>> Begin Extracted material

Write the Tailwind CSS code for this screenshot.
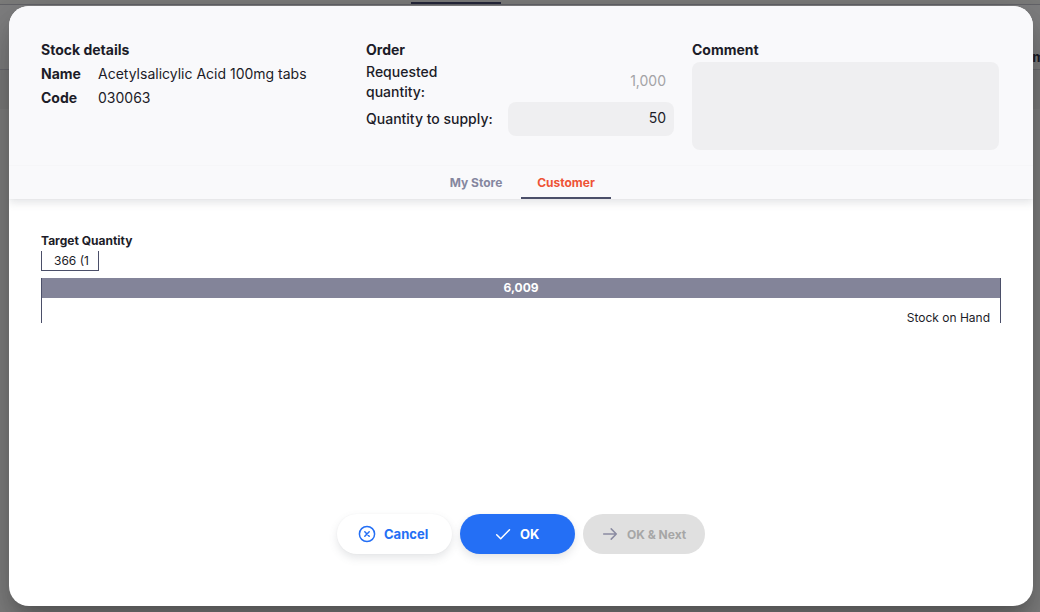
<!DOCTYPE html>
<html lang="en">
<head>
<meta charset="utf-8">
<title>Stock details</title>
<script src="https://cdn.jsdelivr.net/npm/@tailwindcss/browser@4"></script>
</head>
<body class="relative h-[612px] w-[1040px] overflow-hidden bg-[#7f7f7f] font-['Inter',sans-serif] text-[#1c1c28]">
  <!-- dimmed page behind the dialog -->
  <div aria-hidden="true" class="flex h-full flex-col">
    <div class="flex h-1 shrink-0 bg-[#7c7c7b] pl-[411px] pt-0.5"><div class="h-0.5 w-[90px] bg-[#25273a]"></div></div>
    <div class="flex h-[66px] shrink-0 items-end justify-end overflow-hidden border-y border-t-[#646469] border-b-[#6c6c72] bg-[#7f7f80] pb-[2px]"><span class="-mr-[5px] text-[14px] font-bold leading-[20px]">m</span></div>
    <div class="h-[39px] shrink-0 bg-[#7b7b7b]"></div>
  </div>
  <main class="absolute left-[9px] top-[6px] flex h-[600px] w-[1024px] flex-col overflow-hidden rounded-[20px] bg-white shadow-[0_11px_15px_-7px_rgba(0,0,0,0.2),0_24px_38px_3px_rgba(0,0,0,0.14),0_9px_46px_8px_rgba(0,0,0,0.12)]">
    <header class="shrink-0 bg-[#f9f9fb] shadow-[0_4px_8px_rgba(96,97,112,0.16),0_0_2px_rgba(40,41,61,0.04)]">
      <div class="flex h-[159px] px-8 pt-[34px] text-[14px] leading-5">
        <section class="w-[325px]">
          <h2 class="font-bold">Stock details</h2>
          <dl class="mt-1 grid grid-cols-[57px_1fr] gap-y-1">
            <dt class="font-bold">Name</dt><dd>Acetylsalicylic Acid 100mg tabs</dd>
            <dt class="font-bold">Code</dt><dd>030063</dd>
          </dl>
        </section>
        <section class="w-[326px]">
          <h2 class="font-bold">Order</h2>
          <div class="mt-[2px] flex h-10 items-center">
            <div class="w-[142px] pr-10 font-medium">Requested quantity:</div>
            <div class="w-[166px] pb-0.5 pr-2 text-right text-[#a3a3a6]">1,000</div>
          </div>
          <div class="flex h-[34px] items-center">
            <div class="w-[142px] font-medium">Quantity to supply:</div>
            <div class="h-[34px] w-[166px] rounded-lg bg-[#efeff1] pr-2 text-right leading-8">50</div>
          </div>
        </section>
        <section class="w-[307px]">
          <h2 class="font-bold">Comment</h2>
          <div class="mt-[2px] h-[88px] rounded-lg bg-[#efeff1]"></div>
        </section>
      </div>
      <nav class="flex h-[34px] justify-center border-t border-[#f6f6f8] text-[12px] font-bold leading-[34px]">
        <div class="w-[90px] text-center text-[#85879f]">My Store</div>
        <div class="w-[90px] border-b-2 border-[#4b4f69] text-center text-[#ee5335]">Customer</div>
      </nav>
    </header>
    <section class="px-8 pt-8 text-[12px]">
      <h3 class="h-5 font-bold leading-5">Target Quantity</h3>
      <div class="h-5 w-[58px] border-x border-b border-[#4b4f69] pl-3 leading-5">366 (1</div>
      <div class="mt-[7px] h-[45px] border-x border-[#4b4f69]">
        <div class="h-5 bg-[#838499] text-center font-bold leading-5 text-white">6,009</div>
        <div class="pr-2.5 pt-2.5 text-right leading-5">Stock on Hand</div>
      </div>
    </section>
    <footer class="mb-[52px] mt-auto flex justify-center gap-2 text-[13px] font-bold">
      <button class="flex h-10 w-[115px] items-center rounded-full bg-white pl-[20px] text-[#246ff5] shadow-[0_4px_8px_rgba(96,97,112,0.16),0_0_2px_rgba(40,41,61,0.04)]">
        <svg class="mr-[7px] size-5" viewBox="0 0 20 20" fill="none" stroke="currentColor" stroke-width="1.5" stroke-linecap="round"><circle cx="10" cy="10" r="7.6"/><path d="M7.8 7.8l4.4 4.4m0-4.4l-4.4 4.4"/></svg><span class="pt-px">Cancel</span>
      </button>
      <button class="flex h-10 w-[115px] items-center rounded-full bg-[#246ff5] pl-[33px] text-white shadow-[0_4px_8px_rgba(96,97,112,0.16),0_0_2px_rgba(40,41,61,0.04)]">
        <svg class="mr-[7px] size-5" viewBox="0 0 20 20" fill="none" stroke="currentColor" stroke-width="1.5" stroke-linecap="round" stroke-linejoin="round"><path d="M3.7 10.8l4 4 8.8-9"/></svg><span class="pt-px">OK</span>
      </button>
      <button disabled class="flex h-10 w-[122px] items-center rounded-full bg-[#e0e0e0] pl-[17px] text-[12px] text-[#a6a6a6]">
        <svg class="mr-[7px] size-5 text-[#8a8ba1]" viewBox="0 0 20 20" fill="none" stroke="currentColor" stroke-width="1.5" stroke-linecap="round" stroke-linejoin="round"><path d="M3.7 10h12.6M11.2 4.9l5.1 5.1-5.1 5.1"/></svg><span class="pt-px">OK &amp; Next</span>
      </button>
    </footer>
  </main>
</body>
</html>
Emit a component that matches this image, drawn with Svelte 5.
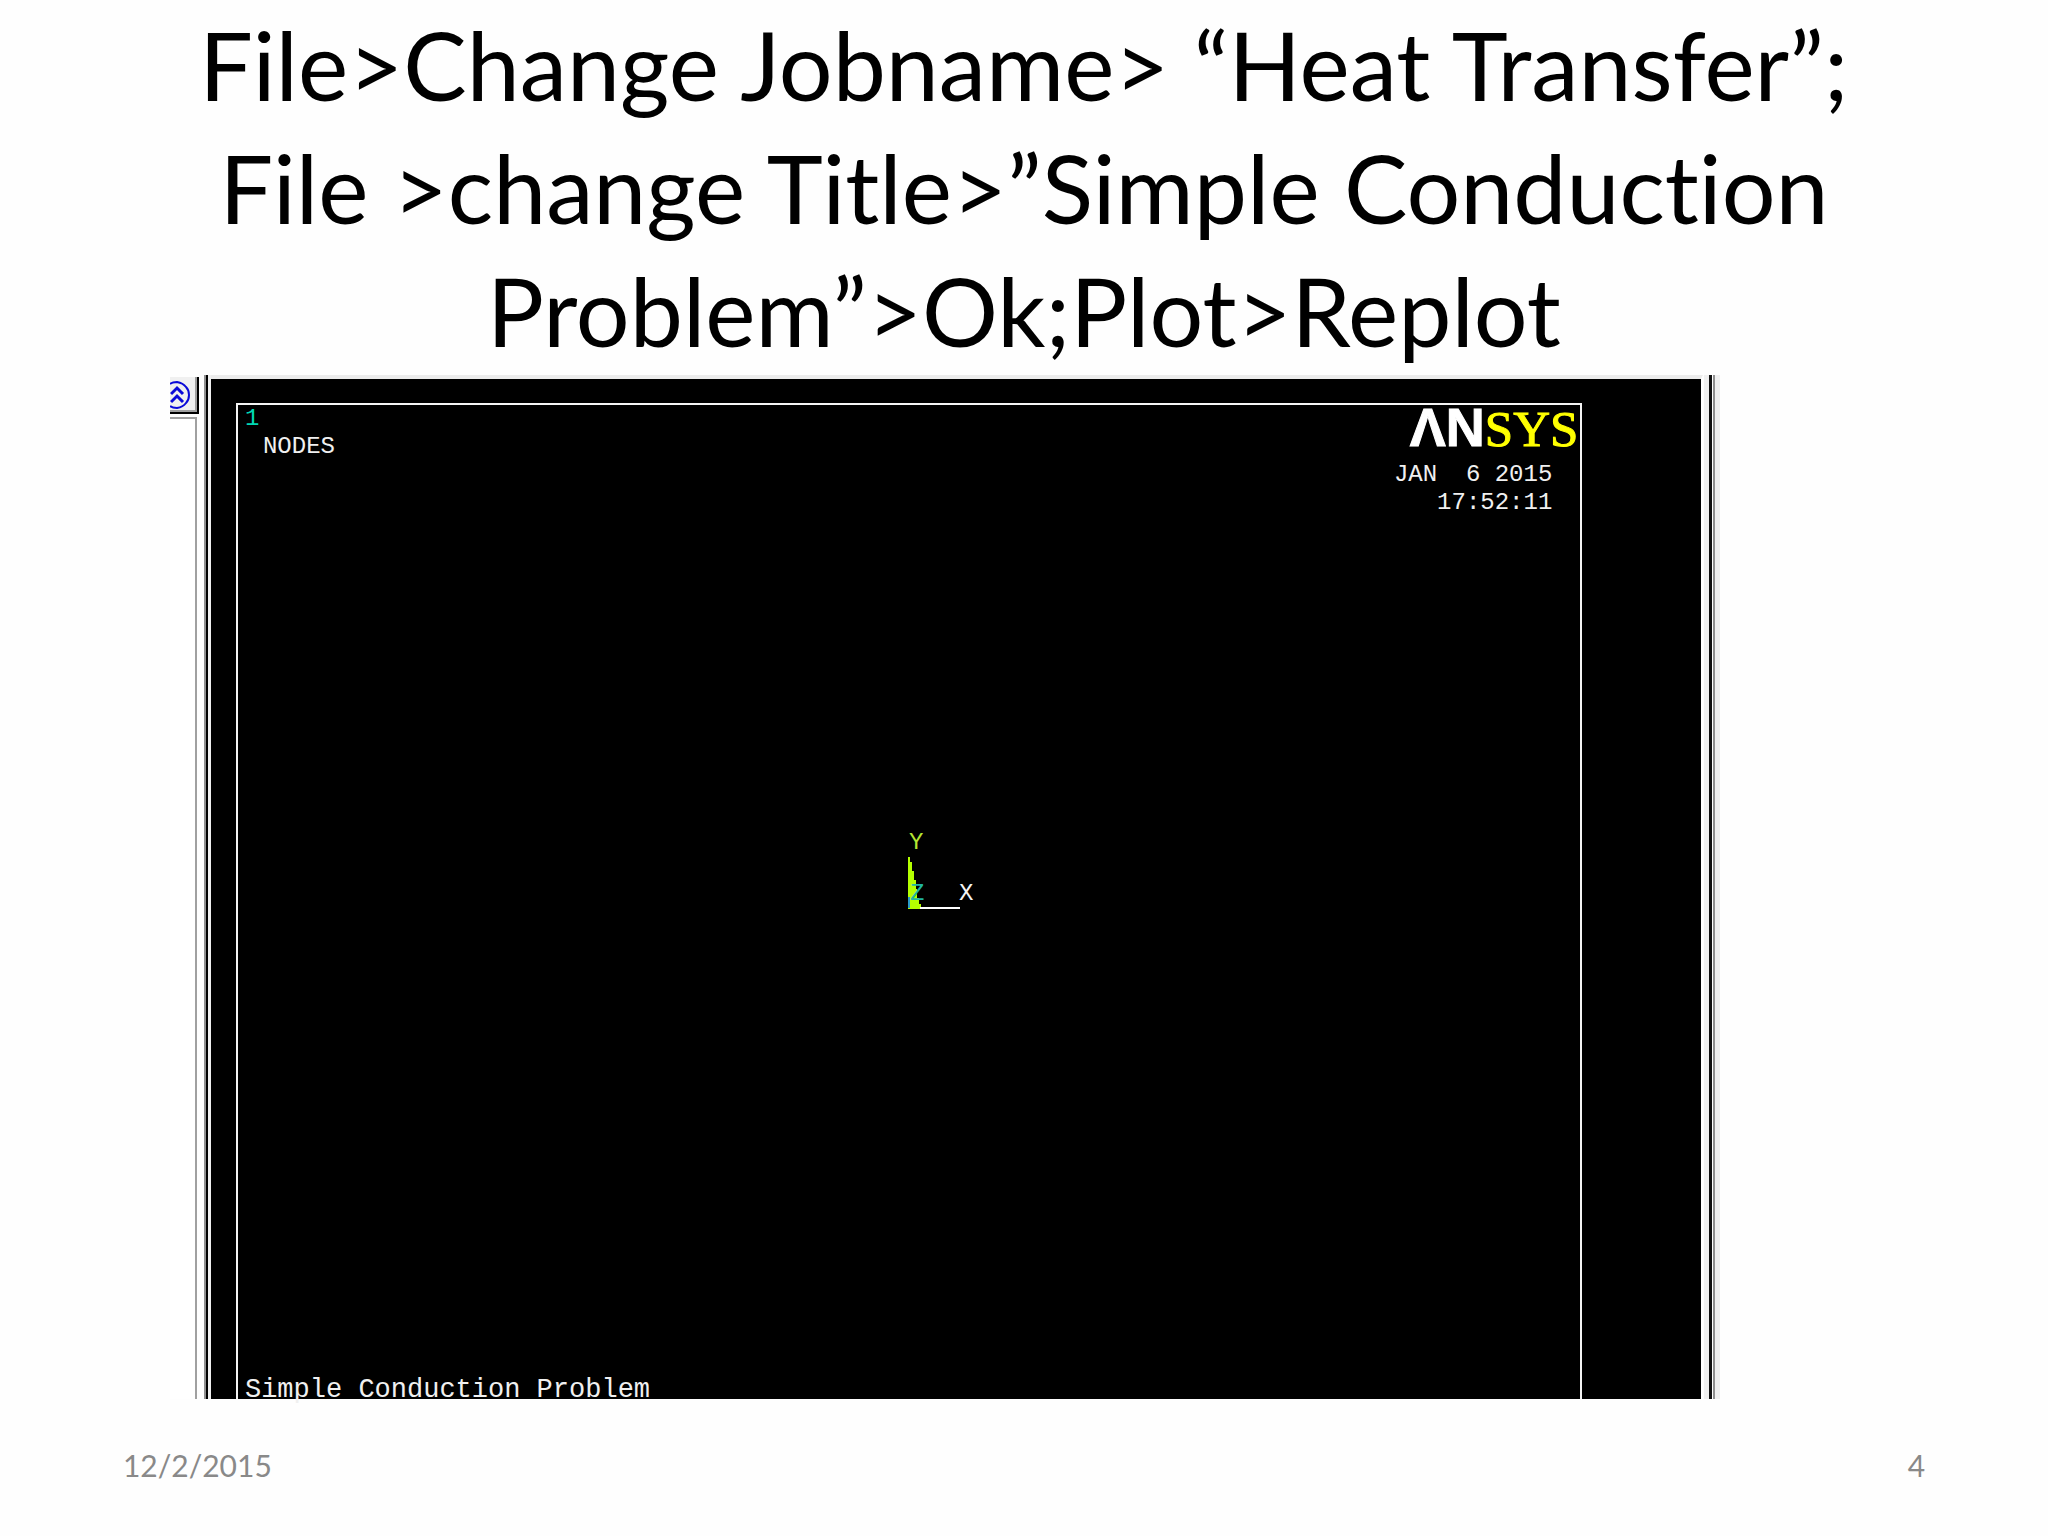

>> End Extracted material

Copy out each line in the preceding records that contains "this".

Write the Tailwind CSS code for this screenshot.
Emit a component that matches this image, drawn with Svelte 5.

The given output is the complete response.